• PROBLEM
Count each line in which the word "that" appears. Reply with the total and nothing more.

• SUPPLIED INFORMATION
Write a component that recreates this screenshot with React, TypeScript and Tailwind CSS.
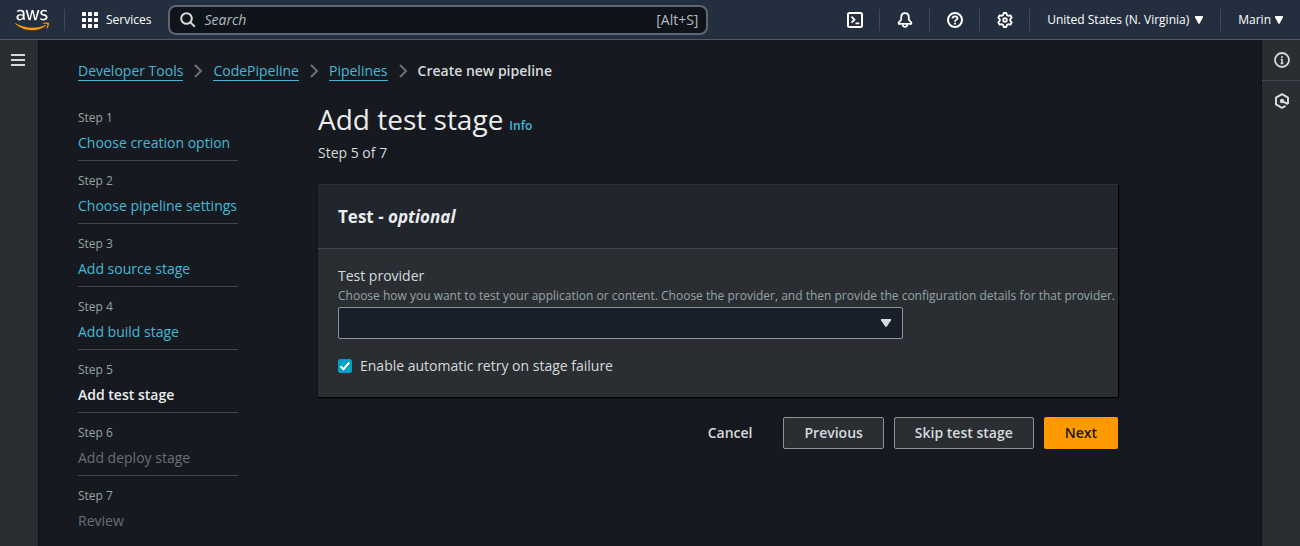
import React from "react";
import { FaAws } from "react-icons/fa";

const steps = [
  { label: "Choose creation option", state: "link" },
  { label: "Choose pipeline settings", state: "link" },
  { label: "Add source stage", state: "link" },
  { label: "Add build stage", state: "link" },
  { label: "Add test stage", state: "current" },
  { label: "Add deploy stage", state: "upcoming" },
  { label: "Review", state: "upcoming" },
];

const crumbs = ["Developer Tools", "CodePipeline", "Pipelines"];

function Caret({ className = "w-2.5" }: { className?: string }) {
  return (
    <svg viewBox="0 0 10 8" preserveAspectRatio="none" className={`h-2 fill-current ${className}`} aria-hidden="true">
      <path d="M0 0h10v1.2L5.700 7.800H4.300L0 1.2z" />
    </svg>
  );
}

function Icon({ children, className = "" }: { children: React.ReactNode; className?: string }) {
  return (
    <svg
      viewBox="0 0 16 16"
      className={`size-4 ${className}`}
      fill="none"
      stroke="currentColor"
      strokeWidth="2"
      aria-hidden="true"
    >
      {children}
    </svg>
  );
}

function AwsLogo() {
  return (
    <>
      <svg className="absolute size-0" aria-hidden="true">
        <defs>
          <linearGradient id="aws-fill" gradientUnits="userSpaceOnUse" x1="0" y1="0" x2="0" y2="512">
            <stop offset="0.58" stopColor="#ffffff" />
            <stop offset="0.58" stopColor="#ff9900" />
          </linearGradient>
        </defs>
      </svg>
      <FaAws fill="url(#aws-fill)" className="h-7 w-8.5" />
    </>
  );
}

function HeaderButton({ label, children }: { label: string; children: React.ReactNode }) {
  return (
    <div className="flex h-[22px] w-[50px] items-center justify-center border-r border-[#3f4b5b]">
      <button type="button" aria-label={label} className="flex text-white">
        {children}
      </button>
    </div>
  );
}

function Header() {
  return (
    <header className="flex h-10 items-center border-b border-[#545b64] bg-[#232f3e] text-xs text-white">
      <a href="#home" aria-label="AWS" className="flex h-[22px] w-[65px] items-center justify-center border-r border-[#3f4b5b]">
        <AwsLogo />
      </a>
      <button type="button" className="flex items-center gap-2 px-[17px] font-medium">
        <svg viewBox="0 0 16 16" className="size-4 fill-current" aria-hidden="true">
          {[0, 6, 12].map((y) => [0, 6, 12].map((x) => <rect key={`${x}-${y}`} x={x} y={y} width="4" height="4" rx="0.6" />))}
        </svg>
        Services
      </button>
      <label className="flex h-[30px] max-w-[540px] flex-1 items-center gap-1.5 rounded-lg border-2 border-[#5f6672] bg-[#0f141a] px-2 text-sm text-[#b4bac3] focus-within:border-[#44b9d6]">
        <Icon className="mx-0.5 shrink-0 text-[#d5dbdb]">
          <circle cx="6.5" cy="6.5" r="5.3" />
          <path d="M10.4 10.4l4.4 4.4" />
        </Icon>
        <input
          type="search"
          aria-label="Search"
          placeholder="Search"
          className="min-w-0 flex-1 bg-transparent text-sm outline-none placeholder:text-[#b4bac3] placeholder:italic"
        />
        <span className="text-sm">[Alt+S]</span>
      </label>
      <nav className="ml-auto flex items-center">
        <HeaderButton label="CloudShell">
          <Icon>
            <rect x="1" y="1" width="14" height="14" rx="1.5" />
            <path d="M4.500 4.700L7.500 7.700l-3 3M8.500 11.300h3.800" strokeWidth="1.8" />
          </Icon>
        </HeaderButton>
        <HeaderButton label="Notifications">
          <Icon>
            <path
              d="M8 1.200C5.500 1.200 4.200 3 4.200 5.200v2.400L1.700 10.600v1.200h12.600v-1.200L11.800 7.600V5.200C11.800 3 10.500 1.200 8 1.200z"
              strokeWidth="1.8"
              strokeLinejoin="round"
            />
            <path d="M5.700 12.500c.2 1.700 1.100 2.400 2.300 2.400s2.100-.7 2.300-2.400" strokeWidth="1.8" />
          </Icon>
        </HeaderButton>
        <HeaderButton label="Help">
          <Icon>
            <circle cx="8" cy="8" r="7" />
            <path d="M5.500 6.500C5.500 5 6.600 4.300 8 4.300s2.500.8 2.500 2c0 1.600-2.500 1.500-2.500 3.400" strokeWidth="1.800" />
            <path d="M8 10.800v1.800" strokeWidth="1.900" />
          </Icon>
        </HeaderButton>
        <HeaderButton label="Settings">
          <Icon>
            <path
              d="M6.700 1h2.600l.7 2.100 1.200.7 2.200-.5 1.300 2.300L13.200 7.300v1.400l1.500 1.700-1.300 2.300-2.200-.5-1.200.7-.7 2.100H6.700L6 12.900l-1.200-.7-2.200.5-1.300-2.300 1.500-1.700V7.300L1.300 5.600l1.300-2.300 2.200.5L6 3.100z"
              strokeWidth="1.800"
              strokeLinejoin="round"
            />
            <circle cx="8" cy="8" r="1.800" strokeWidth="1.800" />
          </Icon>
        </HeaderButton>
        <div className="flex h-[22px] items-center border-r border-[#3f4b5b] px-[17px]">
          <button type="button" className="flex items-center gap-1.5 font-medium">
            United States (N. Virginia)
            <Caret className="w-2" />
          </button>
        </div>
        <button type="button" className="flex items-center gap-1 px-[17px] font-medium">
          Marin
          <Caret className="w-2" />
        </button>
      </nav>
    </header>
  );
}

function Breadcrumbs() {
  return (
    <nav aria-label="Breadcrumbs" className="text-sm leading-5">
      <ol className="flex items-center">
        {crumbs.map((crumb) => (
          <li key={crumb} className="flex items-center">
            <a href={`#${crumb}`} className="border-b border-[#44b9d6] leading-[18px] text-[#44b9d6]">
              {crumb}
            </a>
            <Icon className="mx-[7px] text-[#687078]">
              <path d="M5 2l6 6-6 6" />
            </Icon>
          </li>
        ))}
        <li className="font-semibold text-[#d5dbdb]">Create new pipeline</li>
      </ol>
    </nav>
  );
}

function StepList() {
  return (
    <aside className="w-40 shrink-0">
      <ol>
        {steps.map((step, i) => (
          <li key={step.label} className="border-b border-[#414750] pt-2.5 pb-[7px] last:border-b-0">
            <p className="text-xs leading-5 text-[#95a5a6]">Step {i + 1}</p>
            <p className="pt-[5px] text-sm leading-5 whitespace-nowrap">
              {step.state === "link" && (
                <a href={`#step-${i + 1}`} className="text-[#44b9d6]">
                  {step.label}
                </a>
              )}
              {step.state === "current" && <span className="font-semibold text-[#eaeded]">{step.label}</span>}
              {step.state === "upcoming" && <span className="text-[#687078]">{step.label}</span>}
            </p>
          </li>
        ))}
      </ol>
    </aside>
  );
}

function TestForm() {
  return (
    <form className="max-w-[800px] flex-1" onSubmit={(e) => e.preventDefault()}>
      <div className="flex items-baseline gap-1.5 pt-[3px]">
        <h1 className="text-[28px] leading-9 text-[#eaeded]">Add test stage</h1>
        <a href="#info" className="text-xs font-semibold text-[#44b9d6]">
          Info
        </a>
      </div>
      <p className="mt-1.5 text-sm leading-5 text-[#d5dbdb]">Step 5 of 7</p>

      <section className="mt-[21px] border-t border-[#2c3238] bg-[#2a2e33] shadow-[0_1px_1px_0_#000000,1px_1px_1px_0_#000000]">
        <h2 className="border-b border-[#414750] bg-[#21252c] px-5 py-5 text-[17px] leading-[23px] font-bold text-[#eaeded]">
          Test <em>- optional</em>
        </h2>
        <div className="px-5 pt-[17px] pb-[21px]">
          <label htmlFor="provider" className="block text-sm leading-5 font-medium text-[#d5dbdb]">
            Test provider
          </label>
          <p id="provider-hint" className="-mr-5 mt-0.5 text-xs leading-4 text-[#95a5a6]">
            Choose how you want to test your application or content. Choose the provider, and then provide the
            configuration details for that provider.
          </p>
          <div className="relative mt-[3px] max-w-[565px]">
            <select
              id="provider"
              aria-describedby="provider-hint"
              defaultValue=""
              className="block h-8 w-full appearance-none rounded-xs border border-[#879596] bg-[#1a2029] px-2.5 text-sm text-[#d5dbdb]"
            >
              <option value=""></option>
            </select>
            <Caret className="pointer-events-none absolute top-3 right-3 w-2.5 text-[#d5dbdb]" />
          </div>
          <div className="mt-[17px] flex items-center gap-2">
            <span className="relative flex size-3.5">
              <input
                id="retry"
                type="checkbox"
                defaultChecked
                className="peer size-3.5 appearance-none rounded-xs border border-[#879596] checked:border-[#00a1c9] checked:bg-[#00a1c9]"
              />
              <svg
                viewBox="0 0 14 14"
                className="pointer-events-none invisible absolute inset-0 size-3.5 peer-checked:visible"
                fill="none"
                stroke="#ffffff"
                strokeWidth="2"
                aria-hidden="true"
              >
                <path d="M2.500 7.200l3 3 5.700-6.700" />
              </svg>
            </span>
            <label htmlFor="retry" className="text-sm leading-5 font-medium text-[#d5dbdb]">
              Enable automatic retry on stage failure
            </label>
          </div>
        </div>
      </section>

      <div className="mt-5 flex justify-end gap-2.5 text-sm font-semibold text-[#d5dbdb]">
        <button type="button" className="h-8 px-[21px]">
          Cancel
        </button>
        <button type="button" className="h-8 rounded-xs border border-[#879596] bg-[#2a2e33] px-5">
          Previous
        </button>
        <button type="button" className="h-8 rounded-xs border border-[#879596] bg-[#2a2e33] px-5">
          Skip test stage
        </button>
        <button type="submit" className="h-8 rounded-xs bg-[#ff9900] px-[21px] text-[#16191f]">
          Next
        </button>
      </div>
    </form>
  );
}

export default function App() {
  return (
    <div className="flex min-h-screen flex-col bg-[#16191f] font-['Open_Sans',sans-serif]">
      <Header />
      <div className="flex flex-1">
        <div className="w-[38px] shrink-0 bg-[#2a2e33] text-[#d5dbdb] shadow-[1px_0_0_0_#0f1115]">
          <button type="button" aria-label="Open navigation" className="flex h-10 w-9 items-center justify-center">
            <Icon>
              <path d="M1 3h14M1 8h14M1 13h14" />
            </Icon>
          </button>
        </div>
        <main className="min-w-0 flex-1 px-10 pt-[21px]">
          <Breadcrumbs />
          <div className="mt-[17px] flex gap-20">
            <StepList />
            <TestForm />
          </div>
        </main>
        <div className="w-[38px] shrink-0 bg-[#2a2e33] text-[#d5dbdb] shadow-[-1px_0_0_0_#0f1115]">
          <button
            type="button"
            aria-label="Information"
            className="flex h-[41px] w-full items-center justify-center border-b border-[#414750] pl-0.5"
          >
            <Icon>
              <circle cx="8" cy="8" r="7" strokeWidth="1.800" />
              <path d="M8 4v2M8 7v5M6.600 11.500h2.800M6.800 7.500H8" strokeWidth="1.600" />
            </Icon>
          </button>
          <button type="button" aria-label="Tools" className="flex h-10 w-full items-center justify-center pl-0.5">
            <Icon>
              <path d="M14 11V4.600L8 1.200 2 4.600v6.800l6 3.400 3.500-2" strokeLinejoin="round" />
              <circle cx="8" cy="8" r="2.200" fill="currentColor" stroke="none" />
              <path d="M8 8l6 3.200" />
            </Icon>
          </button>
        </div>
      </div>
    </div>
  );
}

• CORRECT RESPONSE
2